Manufacturing didn’t move to Asia simply because of their cheap labor. It’s just as accurate to say manufacturing moved because American wages were pushed up by American businesses competing against each other for workers. Put differently, American business itself pushed manufacturing out because it had a higher and better use for those labor hours. The opportunity cost of those man-hours got higher.
At its core, people who advocate for manufacturing to remain in the USA predict that those workers are incapable of adapting & reinventing themselves. This patronizing prediction won’t age well, and neither will all predictions betting on the inflexibility & helplessness of human beings.
I just got a haircut, and my hairdresser said it took her 1 year and ~$10k to get her cosmetology license. A cosmetology license allows her to do haircuts, manicures/pedicures, and facials. She needed 1,600 hours of schooling in order to be approved to cut hair. She also had to take a written test which was extremely hard because it was only her 2nd year in the country, and her English was not good. Cosmetology licenses are awarded by the California Board of Barbering and Cosmetology, which is a subdivision of the California Department of Consumer Affairs.

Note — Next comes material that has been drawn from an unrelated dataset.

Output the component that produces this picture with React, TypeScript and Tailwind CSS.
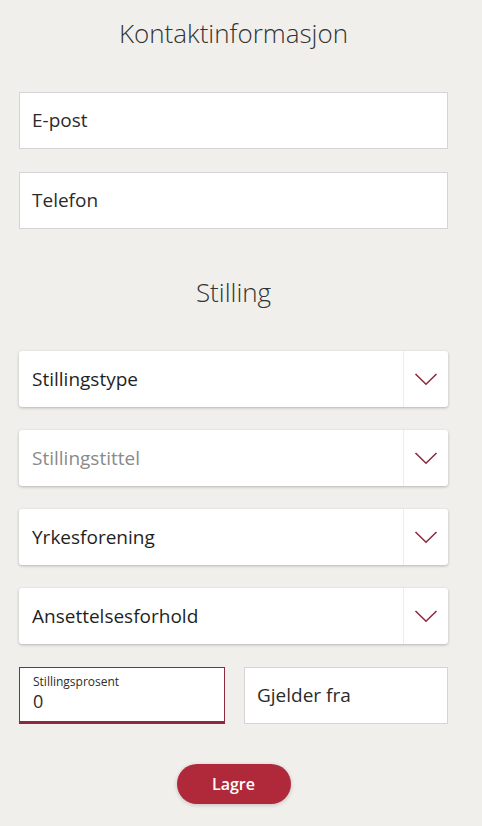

Everything has a cost — including the quixotic quest to protect consumers. We’re protecting consumers from dangerous haircuts at the cost of crippling debt, lost earnings, and “crowding out” new income opportunities. These costs end up falling hardest on new entrants who are typically immigrants or low-income groups.
If I were a mayor/governor, de-regulating this industry would be an easy social welfare program. These regulations are horribly “discriminatory” against groups at the bottom of the economic ladder. There is no way the benefits of this regulation are worth its costs.